We've written an Azure Table benchmarks/stress-test using the official Java SDK. All the benchmark does is download entire partitions from an Azure Table as fast as possible.

Each partition contains between ~5 and ~60K entities. On average, the entities are about 1KB in size. And the code is being executed from an Azure VM in the same region as the table. According to the official documentation, each partition is limited to fetching 2000 entities per second:

Target throughput for single table partition (1 KB entities) - Up to 2000 entities per second

So far, we managed to read as many as 18K entities per second per partition on some tests. We saw such numbers for even some cold partitions which were untouched for months.

I expected being throttled back once we hit 2000 entities per second... but we aren't. How is this possible? And can we rely on the numbers we see in practice, or is this a fluke?


Solution

  • Azure Storage scalability targets are not exact. There's no guarantee of hitting exactly 2,000 transactions per second. That said: The scalability target for Azure Storage (specifically tables) is 2,000 transactions per second, per partition. Or 20,000 transactions per second, per storage account.

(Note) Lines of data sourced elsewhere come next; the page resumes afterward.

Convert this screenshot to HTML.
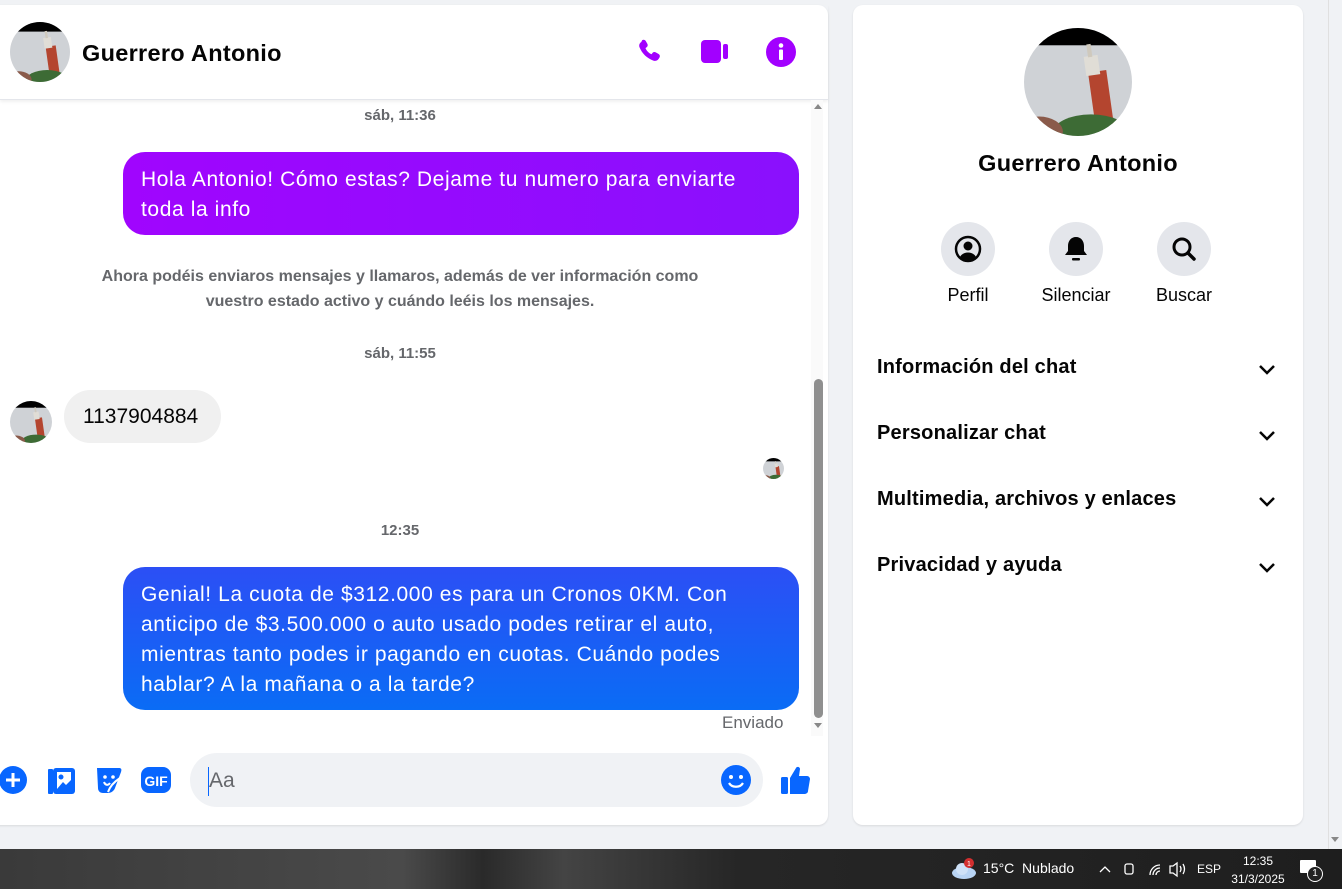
<!DOCTYPE html>
<html><head><meta charset="utf-8">
<style>
*{margin:0;padding:0;box-sizing:border-box}
body{width:1342px;height:889px;background:#f0f2f5;font-family:"Liberation Sans",sans-serif;position:relative;overflow:hidden;color:#050505}
.abs{position:absolute}
.panel{position:absolute;background:#fff;border-radius:10px;box-shadow:0 1px 2px rgba(0,0,0,.1)}
.ts{position:absolute;font-size:15px;font-weight:bold;color:#65676b;text-align:center;white-space:nowrap}
.bub{position:absolute;color:#fff;font-size:21px;letter-spacing:.6px;line-height:30px;padding:13px 18px;border-radius:22px;white-space:nowrap}
.sec{position:absolute;left:877px;width:400px;font-size:20px;font-weight:bold;color:#050505;letter-spacing:.2px}
.sec svg{position:absolute;right:0;top:3px}
.ic{position:absolute;width:54px;height:54px;border-radius:50%;background:#e4e6eb;display:flex;align-items:center;justify-content:center}
.lab{position:absolute;font-size:18px;color:#050505;text-align:center;width:100px}
.av{position:absolute;border-radius:50%;overflow:hidden}
.av svg{display:block;width:100%;height:100%}
</style></head><body>
<svg width="0" height="0" style="position:absolute"><defs>
<symbol id="av" viewBox="0 0 100 100">
<rect width="100" height="100" fill="#cfd2d6"/><rect width="100" height="16" fill="#000"/>
<rect x="62" y="40" width="17" height="50" fill="#b4452f" transform="rotate(-8 70 60)"/><rect x="60" y="25" width="13" height="18" fill="#e0ddd6" transform="rotate(-8 70 60)"/><rect x="64" y="14" width="4" height="12" fill="#cfc9bd" transform="rotate(-8 70 60)"/>
<ellipse cx="62" cy="98" rx="36" ry="18" fill="#3d6b35"/><ellipse cx="14" cy="96" rx="22" ry="14" fill="#8a5a4a"/></symbol>
</defs></svg>

<div class="panel" style="left:-10px;top:5px;width:838px;height:820px"></div>
<div class="abs" style="left:0;top:5px;width:828px;height:95px;border-bottom:1px solid #e4e6eb;box-shadow:0 2px 3px rgba(0,0,0,.06)"></div>
<div class="av" style="left:10px;top:22px;width:60px;height:60px"><svg><use href="#av"/></svg></div>
<div class="abs" style="left:82px;top:40px;font-size:23.5px;font-weight:bold;letter-spacing:.3px">Guerrero Antonio</div>
<svg class="abs" style="left:634px;top:37px" width="30" height="30" viewBox="0 0 24 24"><path fill="#a200ff" d="M6.6 2.5c1-.6 2.2-.3 2.8.7l1.3 2.3c.5.9.3 2-.5 2.6l-1 .8c.9 2.2 2.6 4 4.8 4.9l.8-1c.6-.8 1.700-1 2.6-.5l2.3 1.3c1 .6 1.3 1.8.7 2.8l-.7 1.1c-.9 1.4-2.6 2-4.2 1.4C10.4 17 6.5 13.3 4.4 8.2c-.6-1.6 0-3.3 1.4-4.2z"/></svg>
<svg class="abs" style="left:700px;top:38px" width="30" height="28" viewBox="0 0 30 28"><rect x="1" y="2" width="20" height="23" rx="4" fill="#a200ff"/><rect x="23" y="6" width="5" height="15" rx="2" fill="#a200ff"/></svg>
<svg class="abs" style="left:766px;top:37px" width="30" height="30" viewBox="0 0 30 30"><circle cx="15" cy="15" r="15" fill="#a200ff"/><circle cx="15" cy="8.5" r="2.3" fill="#fff"/><rect x="13" y="12.5" width="4" height="10.5" rx="1" fill="#fff"/></svg>

<div class="abs" style="left:811px;top:100px;width:12px;height:636px;background:#fafafa"></div>
<div class="abs" style="left:814px;top:104px;width:0;height:0;border-left:4px solid transparent;border-right:4px solid transparent;border-bottom:5px solid #888"></div>
<div class="abs" style="left:814px;top:379px;width:9px;height:339px;background:#8f8f8f;border-radius:5px"></div>
<div class="abs" style="left:814px;top:723px;width:0;height:0;border-left:4px solid transparent;border-right:4px solid transparent;border-top:5px solid #888"></div>

<div class="ts" style="left:300px;top:107px;width:200px">sáb, 11:36</div>
<div class="bub" style="left:123px;top:152px;width:676px;height:83px;background:linear-gradient(90deg,#a005fe,#8a10fd)">Hola Antonio! Cómo estas? Dejame tu numero para enviarte<br>toda la info</div>
<div class="ts" style="left:60px;top:264px;width:680px;line-height:25px;font-size:16px">Ahora podéis enviaros mensajes y llamaros, además de ver información como<br>vuestro estado activo y cuándo leéis los mensajes.</div>
<div class="ts" style="left:300px;top:345px;width:200px">sáb, 11:55</div>
<div class="av" style="left:10px;top:401px;width:42px;height:42px"><svg><use href="#av"/></svg></div>
<div class="abs" style="left:64px;top:390px;width:157px;height:53px;border-radius:27px;background:#f0f0f0;font-size:21px;line-height:53px;padding-left:19px">1137904884</div>
<div class="av" style="left:763px;top:458px;width:21px;height:21px"><svg><use href="#av"/></svg></div>
<div class="ts" style="left:300px;top:522px;width:200px">12:35</div>
<div class="bub" style="left:123px;top:567px;width:676px;height:143px;background:linear-gradient(180deg,#2c4ff5,#0a6cf5)">Genial! La cuota de $312.000 es para un Cronos 0KM. Con<br>anticipo de $3.500.000 o auto usado podes retirar el auto,<br>mientras tanto podes ir pagando en cuotas. Cuándo podes<br>hablar? A la mañana o a la tarde?</div>
<div class="abs" style="left:722px;top:713px;font-size:17px;color:#65676b">Enviado</div>

<svg class="abs" style="left:0;top:766px" width="28" height="28" viewBox="0 0 28 28"><circle cx="13" cy="14" r="14" fill="#0866ff"/><path d="M13 7v14M6 14h14" stroke="#fff" stroke-width="3"/></svg>
<svg class="abs" style="left:47px;top:766px" width="30" height="30" viewBox="0 0 30 30"><rect x="1" y="3" width="5" height="25" rx="1" fill="#0866ff"/><rect x="6" y="2" width="22" height="26" rx="3" fill="#0866ff"/><rect x="10" y="6" width="14" height="17" fill="#fff"/><circle cx="14" cy="11" r="2.5" fill="#0866ff"/><path d="M10 23l6-7 3 3 5-5v9z" fill="#0866ff"/></svg>
<svg class="abs" style="left:94px;top:765px" width="30" height="30" viewBox="0 0 30 30"><path d="M3 3h22c2 0 3 1 2 4l-6 16c-1 3-4 5-7 5H9c-3 0-5-2-5-5z" fill="#0866ff"/><circle cx="11" cy="12" r="1.8" fill="#fff"/><circle cx="19" cy="12" r="1.8" fill="#fff"/><path d="M10 17c1 3 4 4 6 1" stroke="#fff" stroke-width="2" fill="none"/><path d="M14 27c2-6 6-10 12-14" stroke="#fff" stroke-width="2" fill="none"/></svg>
<svg class="abs" style="left:140px;top:766px" width="32" height="28" viewBox="0 0 32 28"><rect x="1" y="1" width="30" height="26" rx="8" fill="#0866ff"/><text x="16" y="20" font-family="Liberation Sans" font-weight="bold" font-size="14" fill="#fff" text-anchor="middle">GIF</text></svg>
<div class="abs" style="left:190px;top:753px;width:573px;height:54px;border-radius:27px;background:#f0f2f5"></div>
<div class="abs" style="left:208px;top:767px;width:1px;height:29px;background:#0866ff"></div>
<div class="abs" style="left:209px;top:769px;font-size:21px;color:#65676b">Aa</div>
<svg class="abs" style="left:721px;top:765px" width="30" height="30" viewBox="0 0 30 30"><circle cx="15" cy="15" r="15" fill="#0866ff"/><circle cx="10" cy="12" r="2" fill="#fff"/><circle cx="20" cy="12" r="2" fill="#fff"/><path d="M8 18c3 5 11 5 14 0" stroke="#fff" stroke-width="2.2" fill="none"/></svg>
<svg class="abs" style="left:780px;top:763px" width="32" height="32" viewBox="0 0 32 32"><rect x="1" y="14" width="7" height="17" rx="1.5" fill="#0866ff"/><path d="M10 15l6-10c1-2 4-1 4 1l-1 7h8c2 0 3 2 3 3l-2 12c0 2-2 3-4 3H10z" fill="#0866ff"/></svg>

<div class="panel" style="left:853px;top:5px;width:450px;height:820px"></div>
<div class="av" style="left:1024px;top:28px;width:108px;height:108px"><svg><use href="#av"/></svg></div>
<div class="abs" style="left:853px;top:150px;width:450px;text-align:center;font-size:23.5px;font-weight:bold;letter-spacing:.3px">Guerrero Antonio</div>
<div class="ic" style="left:941px;top:222px"><svg width="28" height="28" viewBox="0 0 28 28"><circle cx="14" cy="14" r="12" fill="none" stroke="#050505" stroke-width="2.5"/><circle cx="14" cy="11" r="4.5" fill="#050505"/><path d="M6 22c3-6 13-6 16 0c-4 4-12 4-16 0z" fill="#050505"/></svg></div>
<div class="ic" style="left:1049px;top:222px"><svg width="26" height="28" viewBox="0 0 26 28"><path d="M13 2c5 0 8 4 8 9v5l3 4H2l3-4v-5c0-5 3-9 8-9z" fill="#050505"/><rect x="9" y="23" width="8" height="2.5" rx="1" fill="#050505"/></svg></div>
<div class="ic" style="left:1157px;top:222px"><svg width="28" height="28" viewBox="0 0 28 28"><circle cx="12" cy="12" r="8" fill="none" stroke="#050505" stroke-width="3"/><path d="M18 18l6 6" stroke="#050505" stroke-width="3.5" stroke-linecap="round"/></svg></div>
<div class="lab" style="left:918px;top:285px">Perfil</div>
<div class="lab" style="left:1026px;top:285px">Silenciar</div>
<div class="lab" style="left:1134px;top:285px">Buscar</div>
<div class="sec" style="top:356px">Información del chat<svg width="20" height="20" viewBox="0 0 20 20"><path d="M3 7l7 7 7-7" stroke="#050505" stroke-width="2.5" fill="none"/></svg></div>
<div class="sec" style="top:422px">Personalizar chat<svg width="20" height="20" viewBox="0 0 20 20"><path d="M3 7l7 7 7-7" stroke="#050505" stroke-width="2.5" fill="none"/></svg></div>
<div class="sec" style="top:488px">Multimedia, archivos y enlaces<svg width="20" height="20" viewBox="0 0 20 20"><path d="M3 7l7 7 7-7" stroke="#050505" stroke-width="2.5" fill="none"/></svg></div>
<div class="sec" style="top:554px">Privacidad y ayuda<svg width="20" height="20" viewBox="0 0 20 20"><path d="M3 7l7 7 7-7" stroke="#050505" stroke-width="2.5" fill="none"/></svg></div>

<div class="abs" style="left:1328px;top:0;width:14px;height:849px;background:#f0f2f5;border-left:1px solid #e0e0e0"></div>
<div class="abs" style="left:1331px;top:837px;border-left:4px solid transparent;border-right:4px solid transparent;border-top:5px solid #888"></div>

<div class="abs" style="left:0;top:849px;width:1342px;height:40px;background:linear-gradient(90deg,#3a3a3a 0%,#4a4a4a 30%,#2a2a2a 36%,#444 42%,#262626 55%,#1e1e1e 100%)"></div>
<svg class="abs" style="left:950px;top:857px" width="28" height="24" viewBox="0 0 28 24"><ellipse cx="14" cy="16" rx="12" ry="6" fill="#b8d4f4"/><circle cx="12" cy="12" r="6" fill="#cfe2f8"/><circle cx="19" cy="6" r="5" fill="#d32f2f"/><text x="19" y="9" font-size="7" fill="#fff" text-anchor="middle" font-family="Liberation Sans">1</text></svg>
<div class="abs" style="left:983px;top:860px;font-size:14px;color:#fff">15°C&nbsp;&nbsp;Nublado</div>
<svg class="abs" style="left:1097px;top:858px" width="90" height="22" viewBox="0 0 90 22" fill="none" stroke="#fff" stroke-width="1.3"><path d="M3 14l5-5 5 5"/><rect x="28" y="6" width="8" height="10" rx="2"/><path d="M53 17a10 10 0 0 1 10-10M56 17a7 7 0 0 1 7-7M59 17a4 4 0 0 1 4-4"/><path d="M73 8h3l4-3v13l-4-3h-3z"/><path d="M83 8q2 3 0 6M86 6q3 5 0 10"/></svg>
<div class="abs" style="left:1197px;top:862px;font-size:12px;color:#fff">ESP</div>
<div class="abs" style="left:1228px;top:852px;width:60px;font-size:12px;color:#fff;text-align:center;line-height:18px">12:35<br>31/3/2025</div>
<div class="abs" style="left:1300px;top:860px;width:16px;height:13px;background:#fff;border-radius:1px"></div>
<div class="abs" style="left:1307px;top:866px;width:16px;height:16px;border:1px solid #fff;border-radius:50%;background:#222;color:#fff;font-size:10px;text-align:center;line-height:14px">1</div>
</body></html>
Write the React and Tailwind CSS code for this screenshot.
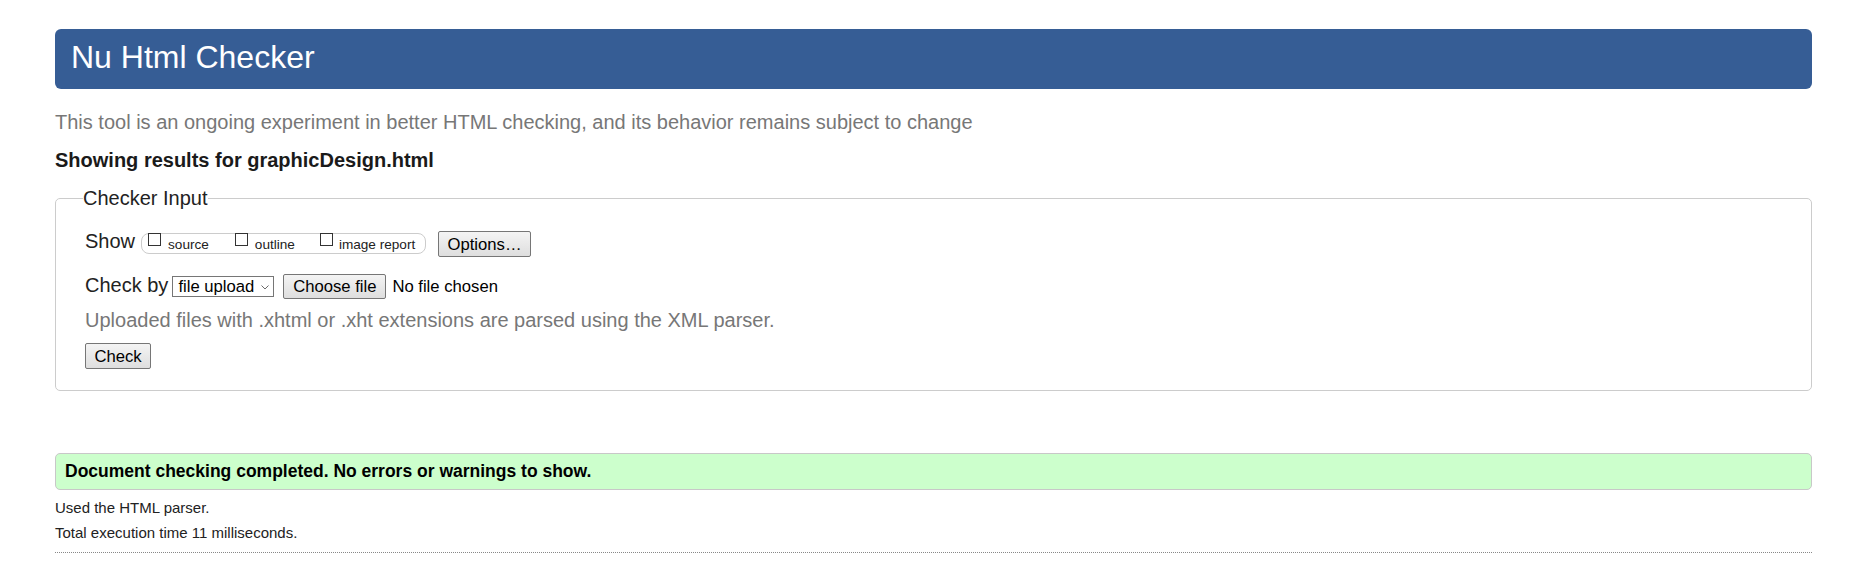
import React from "react";

function Btn({ children, className = "" }) {
  return (
    <span
      className={
        "flex items-center justify-center border border-[#767676] rounded-[2px] bg-linear-to-b from-[#f4f4f4] to-[#dedede] text-[16.67px] leading-[19px] text-black " +
        className
      }
    >
      {children}
    </span>
  );
}

function Box() {
  return <span className="block w-[13px] h-[13px] border border-[#333] bg-white shrink-0" />;
}

export default function App() {
  return (
    <div
      className="bg-white min-h-[563px] text-[#222]"
      style={{ fontFamily: '"Liberation Sans", Arial, sans-serif' }}
    >
      <div className="ml-[55px] mr-[44px] pt-[29px] pb-[12px]">
        <h1 className="h-[60px] pt-[10px] pl-[16px] rounded-[6px] bg-[#365d95] text-white text-[32px] leading-[37px] font-normal">
          Nu Html Checker
        </h1>

        <p className="mt-[22px] text-[20px] leading-[23px] text-[#777]">
          This tool is an ongoing experiment in better HTML checking, and its behavior remains subject to change
        </p>

        <p className="mt-[15px] text-[20px] leading-[23px] font-bold text-[#1a1a1a]">
          Showing results for graphicDesign.html
        </p>

        <fieldset className="mt-[15px] border border-[#cccccc] rounded-[5px] pl-[29px] pr-[30px] pt-[19px] pb-[21px]">
          <legend className="ml-[-2px] text-[20px] leading-[23px] text-[#222]">Checker Input</legend>

          <div className="flex items-start h-[28px]">
            <span className="mt-[1px] text-[20px] leading-[23px]">Show</span>
            <span className="ml-[6px] mt-[4px] flex items-start h-[21px] w-[285px] border border-[#cccccc] rounded-[8px] pl-[6px] text-[13.6px] leading-[15px]">
              <span className="mt-[-1px]"><Box /></span>
              <span className="ml-[7px] mt-[3px]">source</span>
              <span className="ml-[26px] mt-[-1px]"><Box /></span>
              <span className="ml-[7px] mt-[3px]">outline</span>
              <span className="ml-[25px] mt-[-1px]"><Box /></span>
              <span className="ml-[6px] mt-[3px]">image report</span>
            </span>
            <Btn className="ml-[12px] mt-[2px] w-[93px] h-[26px]">Options…</Btn>
          </div>

          <div className="flex items-start h-[25px] mt-[17px]">
            <span className="text-[20px] leading-[23px]">Check by</span>
            <span className="ml-[4px] mt-[2px] flex items-center h-[21px] w-[102px] border border-[#767676] bg-white pl-[5px] pr-[4px] text-[16.67px] leading-[19px] text-black">
              <span className="flex-1">file upload</span>
              <svg width="8" height="5" viewBox="0 0 8 5" className="mt-[1px]">
                <path d="M0.5 0.5 L4 4 L7.5 0.5" fill="none" stroke="#6b6b6b" strokeWidth="1" />
              </svg>
            </span>
            <Btn className="ml-[9px] w-[103px] h-[25px]">Choose file</Btn>
            <span className="ml-[6px] mt-[3px] text-[16.67px] leading-[19px] text-black">No file chosen</span>
          </div>

          <p className="mt-[10px] text-[20px] leading-[23px] text-[#777]">
            Uploaded files with .xhtml or .xht extensions are parsed using the XML parser.
          </p>

          <div className="mt-[11px] flex">
            <Btn className="w-[66px] h-[26px]">Check</Btn>
          </div>
        </fieldset>

        <div className="mt-[62px] h-[37px] border border-[#c8c8c8] rounded-[5px] bg-[#ccffcc] pl-[9px] pt-[7px] text-[17.5px] leading-[20px] font-bold text-black">
          Document checking completed. No errors or warnings to show.
        </div>

        <p className="mt-[9px] text-[15px] leading-[17px] text-[#222]">Used the HTML parser.</p>
        <p className="mt-[8px] text-[15px] leading-[17px] text-[#222]">Total execution time 11 milliseconds.</p>

        <div className="mt-[11px] border-t border-dotted border-[#888]" />
      </div>
    </div>
  );
}
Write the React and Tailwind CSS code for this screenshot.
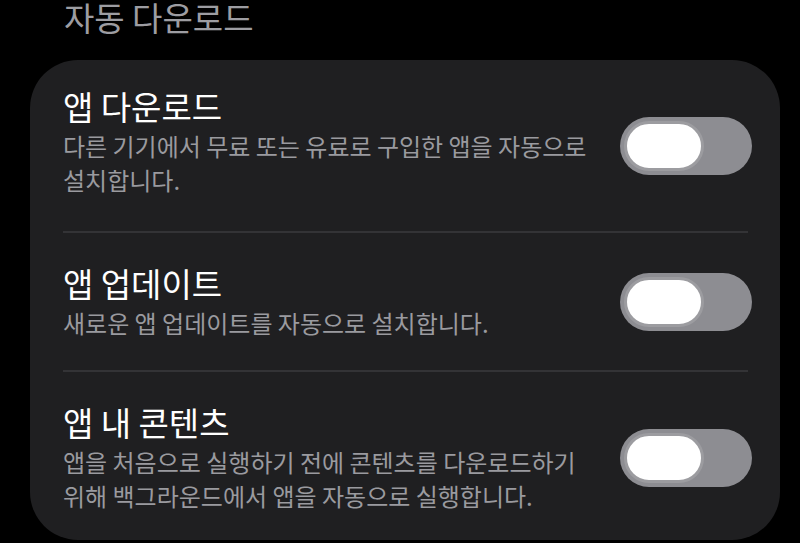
const items = [
  {
    title: '앱 다운로드',
    desc: ['다른 기기에서 무료 또는 유료로 구입한 앱을 자동으로', '설치합니다.'],
  },
  {
    title: '앱 업데이트',
    desc: ['새로운 앱 업데이트를 자동으로 설치합니다.'],
  },
  {
    title: '앱 내 콘텐츠',
    desc: ['앱을 처음으로 실행하기 전에 콘텐츠를 다운로드하기', '위해 백그라운드에서 앱을 자동으로 실행합니다.'],
  },
]

function Toggle({ className = '' }) {
  return (
    <div className={`flex h-[58px] w-[132px] shrink-0 items-center rounded-full bg-[#8d8d92] p-[4px] ${className}`}>
      <div className="h-[50px] w-[80px] rounded-full border-[3px] border-[#9c9ca0] bg-white" />
    </div>
  )
}

export default function App() {
  return (
    <div
      className="h-[543px] w-[800px] overflow-hidden bg-black"
      style={{ fontFamily: '"Noto Sans CJK KR", "Noto Sans", sans-serif' }}
    >
      <h1 className="pl-[64px] text-[33px] leading-[34px] text-[#9d9da2]">자동 다운로드</h1>
      <section className="mt-[26px] ml-[30px] w-[750px] rounded-[48px] bg-[#1f1f21] pl-[33px] pr-[28px] pt-[26px]">
        {items.map((item, i) => (
          <div key={item.title}>
            {i > 0 && <div className="mr-[4px] h-[2px] bg-[#333336]" />}
            <div
              className={`flex items-center justify-between ${
                i === 0 ? 'pb-[34px]' : i === 1 ? 'py-[30px]' : 'pt-[30px] pb-[27px]'
              }`}
            >
              <div>
                <div className="text-[33px] leading-[40px] text-white">{item.title}</div>
                <div className="mt-[3px] text-[24px] leading-[34px] text-[#9a9a9f]">
                  {item.desc.map((line) => (
                    <div key={line}>{line}</div>
                  ))}
                </div>
              </div>
              <Toggle className={i === 0 ? 'mt-[8px]' : ''} />
            </div>
          </div>
        ))}
      </section>
    </div>
  )
}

    Transaction = REST call, not the same as a database transaction.

    I saw the docs you pointed out, which mention 2,000 entities per second. That's not really how it works. It's possible you're receiving multiple entities per REST call (GET), so this is likely the explanation for you seeing more than 2,000 entities per second, for your partitions.

    Per documentation here:

    A query against the Table service may return a maximum of 1,000 entities at one time and may execute for a maximum of five seconds.

    So, highly likely you're getting more than one entity per transaction.